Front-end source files

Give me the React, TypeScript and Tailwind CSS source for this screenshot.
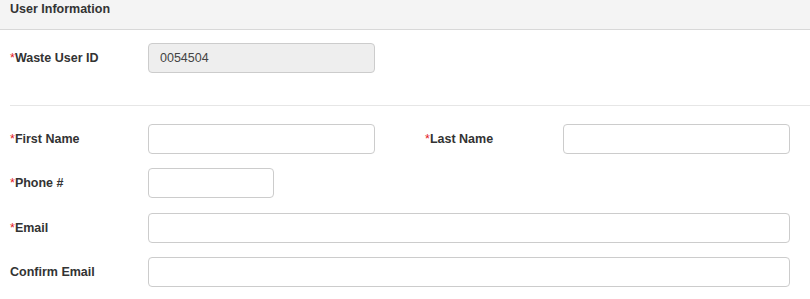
import React from "react";

function Label({ text, required }: { text: string; required?: boolean }) {
  return (
    <label className="w-[138px] shrink-0 text-[12.5px] font-bold text-[#333] leading-[30px]">
      {required && <span className="text-[#e4181c] font-normal">*</span>}
      {text}
    </label>
  );
}

function Input({ width, value, disabled }: { width: string; value?: string; disabled?: boolean }) {
  return (
    <input
      readOnly
      value={value ?? ""}
      disabled={disabled}
      className={
        "h-[30px] rounded-[4px] border border-[#cccccc] px-[11px] text-[12.5px] text-[#444] outline-none " +
        width +
        (disabled ? " bg-[#eeeeee]" : " bg-white")
      }
    />
  );
}

export default function App() {
  return (
    <div className="w-[810px] h-[299px] bg-white overflow-hidden font-['Liberation_Sans',Arial,sans-serif]">
      {/* Header */}
      <div className="h-[30px] bg-[#f4f4f4] border-b border-[#d8d8d8] px-[10px]">
        <h2 className="text-[12.5px] font-bold text-[#333] leading-[18px]">User Information</h2>
      </div>

      {/* Waste user id */}
      <div className="flex items-center pl-[10px] mt-[13px]">
        <Label text="Waste User ID" required />
        <Input width="w-[227px]" value="0054504" disabled />
      </div>

      <div className="ml-[10px] mt-[32px] border-t border-[#e6e6e6]" />

      <div className="flex flex-col gap-[14px] pl-[10px] pr-[20px] mt-[18px]">
        <div className="flex items-center">
          <div className="flex items-center w-[415px]">
            <Label text="First Name" required />
            <Input width="w-[227px]" />
          </div>
          <div className="flex items-center">
            <Label text="Last Name" required />
            <Input width="w-[227px]" />
          </div>
        </div>
        <div className="flex items-center">
          <Label text="Phone #" required />
          <Input width="w-[126px]" />
        </div>
        <div className="flex items-center mt-[1px]">
          <Label text="Email" required />
          <Input width="flex-1" />
        </div>
        <div className="flex items-center">
          <Label text="Confirm Email" />
          <Input width="flex-1" />
        </div>
      </div>
    </div>
  );
}
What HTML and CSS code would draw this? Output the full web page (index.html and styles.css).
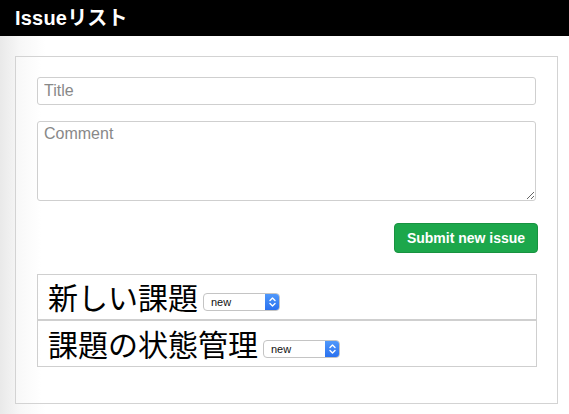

TASK DETAILS: Every entry must be reproduced exactly, with the images left out.

RESULT FOR THIS TASK:
Give me the React, TypeScript and Tailwind CSS source for this screenshot.
import React from "react";

function Label({ text, required }: { text: string; required?: boolean }) {
  return (
    <label className="w-[138px] shrink-0 text-[12.5px] font-bold text-[#333] leading-[30px]">
      {required && <span className="text-[#e4181c] font-normal">*</span>}
      {text}
    </label>
  );
}

function Input({ width, value, disabled }: { width: string; value?: string; disabled?: boolean }) {
  return (
    <input
      readOnly
      value={value ?? ""}
      disabled={disabled}
      className={
        "h-[30px] rounded-[4px] border border-[#cccccc] px-[11px] text-[12.5px] text-[#444] outline-none " +
        width +
        (disabled ? " bg-[#eeeeee]" : " bg-white")
      }
    />
  );
}

export default function App() {
  return (
    <div className="w-[810px] h-[299px] bg-white overflow-hidden font-['Liberation_Sans',Arial,sans-serif]">
      {/* Header */}
      <div className="h-[30px] bg-[#f4f4f4] border-b border-[#d8d8d8] px-[10px]">
        <h2 className="text-[12.5px] font-bold text-[#333] leading-[18px]">User Information</h2>
      </div>

      {/* Waste user id */}
      <div className="flex items-center pl-[10px] mt-[13px]">
        <Label text="Waste User ID" required />
        <Input width="w-[227px]" value="0054504" disabled />
      </div>

      <div className="ml-[10px] mt-[32px] border-t border-[#e6e6e6]" />

      <div className="flex flex-col gap-[14px] pl-[10px] pr-[20px] mt-[18px]">
        <div className="flex items-center">
          <div className="flex items-center w-[415px]">
            <Label text="First Name" required />
            <Input width="w-[227px]" />
          </div>
          <div className="flex items-center">
            <Label text="Last Name" required />
            <Input width="w-[227px]" />
          </div>
        </div>
        <div className="flex items-center">
          <Label text="Phone #" required />
          <Input width="w-[126px]" />
        </div>
        <div className="flex items-center mt-[1px]">
          <Label text="Email" required />
          <Input width="flex-1" />
        </div>
        <div className="flex items-center">
          <Label text="Confirm Email" />
          <Input width="flex-1" />
        </div>
      </div>
    </div>
  );
}
What HTML and CSS code would draw this? Output the full web page (index.html and styles.css).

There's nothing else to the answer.